Trauma Masa Kecil Korban Bully di Balik Kamuflase MUA Dea Lipa
Table of content:
Pria bernama Deni Apriadi Rahman, atau lebih dikenal sebagai Dea Lipa, mencuri perhatian publik dengan penampilannya yang feminin. Perjalanan hidupnya yang unik dan penuh tantangan mengungkapkan sisi lain dari sosok yang kini viral dengan julukan “Sister Hong Lombok”.
Deni, seorang seniman, berbagi kisah masa lalunya yang penuh liku setelah menjadi berita hangat karena penampilan serta gaya hidupnya. Meskipun dihubungkan dengan skandal seksual yang melibatkan sosok lain, Deni menegaskan bahwa niatnya bukan untuk menipu atau menyakiti orang lain.
Sejak kecil, Deni sudah menghadapi berbagai rintangan. Ia tumbuh di lingkungan keluarga yang tidak utuh, sering menjadi sasaran perundungan, dan hidup dengan keterbatasan pendengaran yang diwarisi.
Kehidupan Awal yang Penuh Tantangan dan Rintangan
Deni lahir dalam keluarga yang mengalami masalah, sehingga ia dibesarkan oleh neneknya. Kedua orang tuanya yang bekerja sebagai Pekerja Migran Indonesia (PMI) meninggalkan dia dalam pengasuhan neneknya sejak usia dini.
Kehidupan Deni tidaklah mudah. Ia mengidap gangguan pendengaran sejak lahir yang semakin parah lantaran kecelakaan yang dialaminya saat anak. Hal ini membuatnya semakin terasing di lingkungan sosialnya.

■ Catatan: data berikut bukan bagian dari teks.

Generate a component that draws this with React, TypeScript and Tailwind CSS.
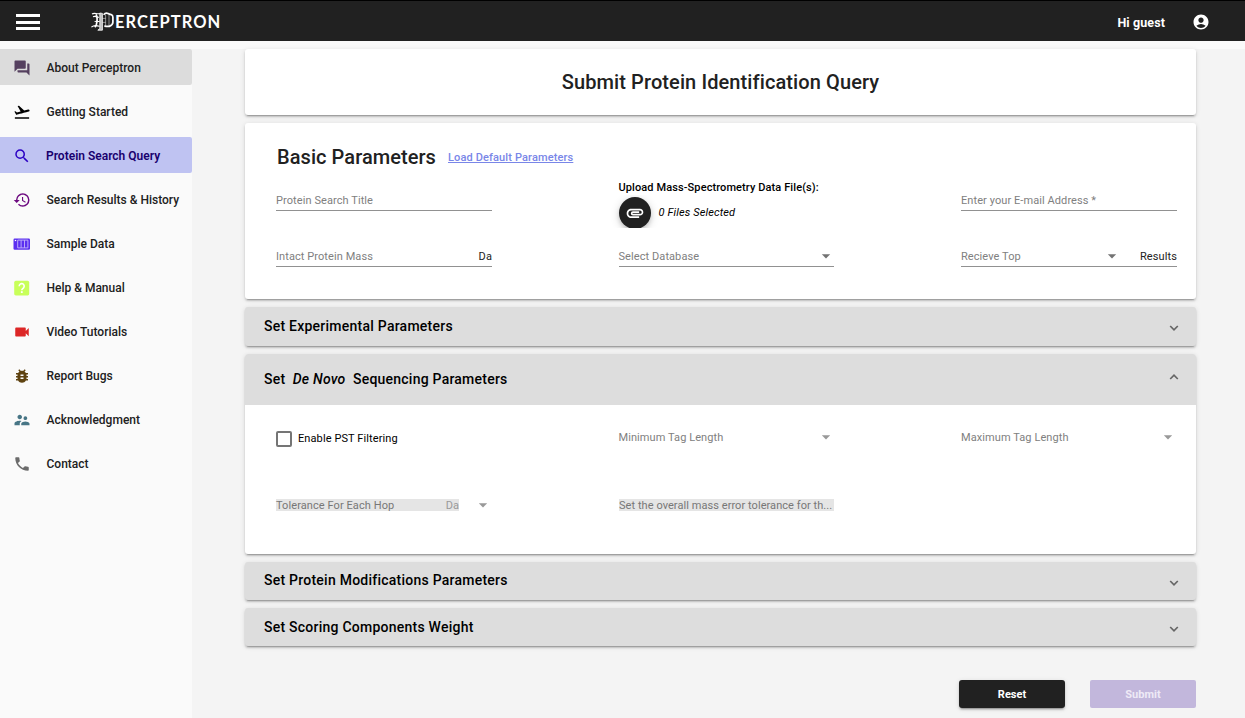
import React from "react";
import {
  MdQuestionAnswer, MdFlightTakeoff, MdSearch, MdHistory, MdVideocam, MdBugReport,
  MdSupervisorAccount, MdPhone, MdAccountCircle, MdAttachment, MdArrowDropDown,
} from "react-icons/md";

const card = "rounded-[3px] shadow-[0_3px_1px_-2px_rgba(0,0,0,0.2),0_2px_2px_0_rgba(0,0,0,0.14),0_1px_5px_0_rgba(0,0,0,0.12)]";

function SampleIcon() {
  return (
    <svg width="18" height="18" viewBox="0 0 18 18">
      <rect x="0.5" y="3.5" width="16.5" height="11.2" rx="1.2" fill="#5b2ff0" />
      <rect x="1.8" y="4.9" width="1.4" height="1.2" fill="#fff" />
      <path d="M4.7 5.1h10.2v7.8H4.7zM8.1 5.1v7.8M11.5 5.1v7.8" fill="none" stroke="#c4b6fa" strokeWidth="0.9" />
    </svg>
  );
}

function HelpIcon() {
  return (
    <svg width="18" height="18" viewBox="0 0 18 18">
      <rect x="1.2" y="1.8" width="15" height="14.6" rx="1.6" fill="#c8ff5a" />
      <path d="M6.2 7.2a2.5 2.5 0 1 1 4.3 1.7c-.9.8-1.7 1.2-1.7 2.3" fill="none" stroke="#fff" strokeWidth="1.6" />
      <rect x="7.9" y="12.2" width="1.8" height="1.8" fill="#fff" />
    </svg>
  );
}

const items: { label: string; icon: React.ReactNode; row?: string; text?: string }[] = [
  { label: "About Perceptron", icon: <MdQuestionAnswer size={18} color="#55405f" />, row: "bg-[#dcdcdc]" },
  { label: "Getting Started", icon: <MdFlightTakeoff size={18} color="#000" /> },
  { label: "Protein Search Query", icon: <MdSearch size={18} color="#2b00c4" />, row: "bg-[#bfc3f2]", text: "text-[#19006e] font-semibold -ml-[0.5px]" },
  { label: "Search Results & History", icon: <MdHistory size={18} color="#6d0a80" /> },
  { label: "Sample Data", icon: <SampleIcon /> },
  { label: "Help & Manual", icon: <HelpIcon /> },
  { label: "Video Tutorials", icon: <MdVideocam size={18} color="#dc2626" /> },
  { label: "Report Bugs", icon: <MdBugReport size={18} color="#5e4210" /> },
  { label: "Acknowledgment", icon: <MdSupervisorAccount size={18} color="#477585" /> },
  { label: "Contact", icon: <MdPhone size={18} color="#6b6b6b" /> },
];

function Logo() {
  return (
    <div className="flex h-6 items-center pl-[1px] pt-[2px]">
      <svg width="24" height="20" viewBox="0 0 24 20" fill="none" stroke="#fff">
        <path d="M1 2C3.6.2 6 2.6 9 1.4M2 4.8c2.6-1.4 3.6.8 6 .4M3.6 9.6c2-1.2 3 .4 5-.2M.4 15.2c3-2.8 5.4-1.8 8.2-.8" strokeWidth="1.1" />
        <path d="M4.8 2.4c2.2 2.4 1.4 10.8-1 12.8" strokeWidth="1.7" />
        <path d="M8.8 1v15.6l-2 1.6h4.6V1.4z" fill="#bbb" strokeWidth="0.8" />
        <path d="M12.6 2.8c1.4-1.6 2.8-2 4.4-1.2 1 .6 2 .8 3.2 1 1.3.4 1.7 1.4 1.7 2.6v5c0 2.4-1.7 3.4-3.6 4.2-1.8.2-3.2-.2-5-.2" strokeWidth="1.7" />
        <path d="M14.6 2.6v11.4M18 3v11M11.4 6.4h3.2M11.4 10.4h3.2" strokeWidth="0.7" opacity="0.7" />
      </svg>
      <span className="font-['Lato'] text-[16.5px] font-bold leading-6 tracking-[1.05px] text-white">ERCEPTRON</span>
    </div>
  );
}

function Chevron({ up = false }: { up?: boolean }) {
  return (
    <svg width="10" height="8" viewBox="0 0 10 8" fill="none" stroke="#666" strokeWidth="1.7">
      <path d={up ? "M1.2 6 5 2.2 8.8 6" : "M1.2 2 5 5.8 8.8 2"} />
    </svg>
  );
}

function Panel({ title, height, lift }: { title: string; height: string; lift?: boolean }) {
  return (
    <div className={`flex items-center justify-between bg-[#ddd] pl-[19px] pr-[17px] ${height} ${card}`}>
      <h3 className={`text-[14px] font-medium leading-5 tracking-[0.24px] text-black ${lift ? "pb-[2px]" : ""}`}>{title}</h3>
      <div className="pt-[3px]"><Chevron /></div>
    </div>
  );
}

function Field({ label, suffix, arrow, muted }: { label: string; suffix?: string; arrow?: boolean; muted?: boolean }) {
  return (
    <div className={`flex h-[21px] items-start border-b text-[11px] leading-[22px] text-[#808080] ${arrow && !suffix ? "mr-px w-[215px]" : "w-[216px]"} ${muted ? "border-transparent" : "border-[#919191]"}`}>
      <span className="grow whitespace-nowrap tracking-[0.08px]">{label}</span>
      {arrow && <MdArrowDropDown size={20} color={muted ? "#999" : "#737373"} className={suffix ? "mr-[18px]" : "-mr-[2px]"} />}
      {suffix && <span className="tracking-[0.1px] text-[#222]">{suffix}</span>}
    </div>
  );
}

export default function App() {
  return (
    <div className="flex h-[718px] w-[1245px] flex-col overflow-hidden bg-[#fafafa] font-['Roboto',sans-serif] text-[#212121]">
      <header className="flex h-[41px] shrink-0 items-center border-t border-black bg-[#212121] pl-4 pr-[35px]">
        <div className="flex w-6 flex-col gap-[3.5px] pt-[2px]">
          <div className="h-[3px] bg-white" />
          <div className="h-[3px] bg-white" />
          <div className="h-[3px] bg-white" />
        </div>
        <div className="ml-[50px] grow"><Logo /></div>
        <span className="mr-[27px] pt-[3px] text-[12.5px] font-bold leading-4 tracking-[0.1px] text-white">Hi guest</span>
        <MdAccountCircle size={18} color="#fff" className="mt-px" />
      </header>
      <div className="mt-2 flex grow">
        <nav className="flex w-48 shrink-0 flex-col gap-2">
          {items.map((it) => (
            <div key={it.label} className={`flex h-9 items-center rounded-r-[2px] pl-[12.5px] ${it.row ?? ""}`}>
              <div className="w-[34px] shrink-0 pt-[2px]">{it.icon}</div>
              <span className={`whitespace-nowrap pt-[2px] text-[12px] leading-5 ${it.text ?? "font-medium"}`}>{it.label}</span>
            </div>
          ))}
        </nav>
        <main className="flex grow flex-col bg-[#f4f4f4] pl-[53px] pr-[49px]">
          <section className={`flex h-[66px] items-center justify-center bg-white ${card}`}>
            <h1 className="text-[20px] font-medium leading-7 tracking-[0.1px]">Submit Protein Identification Query</h1>
          </section>

          <section className={`mt-2 h-44 bg-white pl-[31px] pr-[19px] pt-5 ${card}`}>
            <div className="flex items-center">
              <h2 className="pl-[1px] text-[20px] font-medium leading-7 tracking-[0.06px]">Basic Parameters</h2>
              <a className="ml-[12px] pt-[2px] text-[11px] font-medium leading-4 tracking-[0.13px] text-[#7986e8] underline">Load Default Parameters</a>
            </div>
            <div className="mt-[9px] flex justify-between">
              <div className="pt-[10px]"><Field label="Protein Search Title" /></div>
              <div className="h-[48px] w-[216px]">
                <div className="text-[11px] font-medium leading-[15px] tracking-[0.1px] text-black">Upload Mass-Spectrometry Data File(s):</div>
                <div className="-ml-2 flex h-[33px] items-start overflow-hidden pl-2 pt-[2px]">
                  <div className="flex size-8 shrink-0 items-center justify-center rounded-full bg-[#212121] shadow-[0_3px_5px_-1px_rgba(0,0,0,0.2),0_2px_10px_0_rgba(0,0,0,0.16)]">
                    <MdAttachment size={20} color="#fff" />
                  </div>
                  <span className="ml-2 pt-[6px] text-[11px] italic leading-5 tracking-[0.13px] text-black">0 Files Selected</span>
                </div>
              </div>
              <div className="pt-[10px]"><Field label="Enter your E-mail Address *" /></div>
            </div>
            <div className="mt-[18px] flex justify-between">
              <Field label="Intact Protein Mass" suffix="Da" />
              <Field label="Select Database" arrow />
              <Field label="Recieve Top" arrow suffix="Results" />
            </div>
          </section>

          <div className="mt-2"><Panel title="Set Experimental Parameters" height="h-[39px]" lift /></div>

          <section className={`mt-2 h-[200px] overflow-hidden bg-white ${card}`}>
            <div className="flex h-[51px] items-center justify-between bg-[#ddd] pl-[19px] pr-[17px]">
              <h3 className="whitespace-pre pb-[2px] text-[14px] font-medium leading-5 tracking-[0.23px] text-black">Set  <em>De Novo</em>  Sequencing Parameters</h3>
              <div className="pb-[5px]"><Chevron up /></div>
            </div>
            <div className="flex justify-between pl-[31px] pr-[19px] pt-[22px]">
              <label className="flex w-[216px] items-center pt-[2px]">
                <span className="size-4 rounded-[2px] border-2 border-[#757575]" />
                <span className="ml-[6px] text-[11px] leading-4 tracking-[0.1px] text-black">Enable PST Filtering</span>
              </label>
              <Field label="Minimum Tag Length" arrow muted />
              <Field label="Maximum Tag Length" arrow muted />
            </div>
            <div className="flex pl-[31px] pt-[51px]">
              <div className="flex w-[343px] items-center">
                <div className="flex h-3 w-[183px] justify-between bg-[#e5e5e5] text-[11px] leading-[13px] tracking-[0.08px] text-[#777]">
                  <span>Tolerance For Each Hop</span><span className="text-[#999]">Da</span>
                </div>
                <MdArrowDropDown size={20} color="#999" className="-my-2 ml-[14px]" />
              </div>
              <div className="h-3 w-[215px] whitespace-nowrap bg-[#e5e5e5] text-[11px] leading-[13px] tracking-[0.06px] text-[#777]">Set the overall mass error tolerance for th...</div>
            </div>
          </section>

          <div className="mt-2"><Panel title="Set Protein Modifications Parameters" height="h-[38px]" lift /></div>
          <div className="mt-2"><Panel title="Set Scoring Components Weight" height="h-[38px]" /></div>
          <div className="mt-[34px] flex justify-end gap-[25px]">
            <button className={`h-7 w-[106px] bg-[#212121] pt-[2px] text-[11px] font-bold text-white ${card}`}>Reset</button>
            <button className="h-7 w-[106px] rounded-[2px] bg-[#c2b7dc] pt-[2px] text-[11px] font-bold text-[#eeeaf6]">Submit</button>
          </div>
        </main>
      </div>
    </div>
  );
}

Selama masa sekolah, Deni tidak hanya berjuang dengan keterbatasannya, tetapi juga harus menghadapi perundungan dari teman-temannya. Hal ini membuatnya merasa tertekan dan minder, terutama setelah kehilangan nenek yang ia cintai saat duduk di bangku sekolah dasar.
Dari Keterbatasan Menuju Kebangkitan dan Kepercayaan Diri
Meskipun dihadapkan pada banyak tantangan, Deni tidak menyerah untuk mengejar cita-citanya. Ia mulai mempelajari keterampilan sebagai penata rias melalui video di YouTube, sehingga menumbuhkan passion dalam bidang seni rias.
Pekerjaan sebagai Make Up Artist (MUA) menjadi penopang hidupnya serta sarana untuk mengekspresikan diri. Bagi Deni, dunia rias merupakan tempat kebebasan yang membantunya mendapatkan kepercayaan diri.
Dia mengungkapkan, “Melalui pekerjaan ini, saya tidak hanya bisa memenuhi kebutuhan hidup, tetapi juga meraih kebanggaan dari apa yang saya kerjakan.” Pengalaman ini memungkinkan Deni untuk berdiri di atas kaki sendiri dan meneruskan hidup meski dengan segala keterbatasannya.
Pemahaman dan Tanggapan terhadap Identitas Diri
Salah satu aspek menarik dari perjalanan Deni adalah pandangannya tentang penampilan. Deni mengakui bahwa ia pernah mengenakan hijab, yang baginya melambangkan kecantikan dan kehormatan.
Ia menjelaskan, “Jilbab bagi saya bukan hanya penutup kepala, tetapi simbol dari kelembutan dan keanggunan.” Pendapat ini menunjukkan betapa dalamnya Deni memaknai identitas dan perannya dalam masyarakat.
Walaupun terkadang menghadapi stigma, Deni berusaha untuk tetap positif dan menghargai diri sendiri. Ia percaya bahwa setiap orang memiliki hak untuk berekspresi, termasuk dalam cara berpakaian.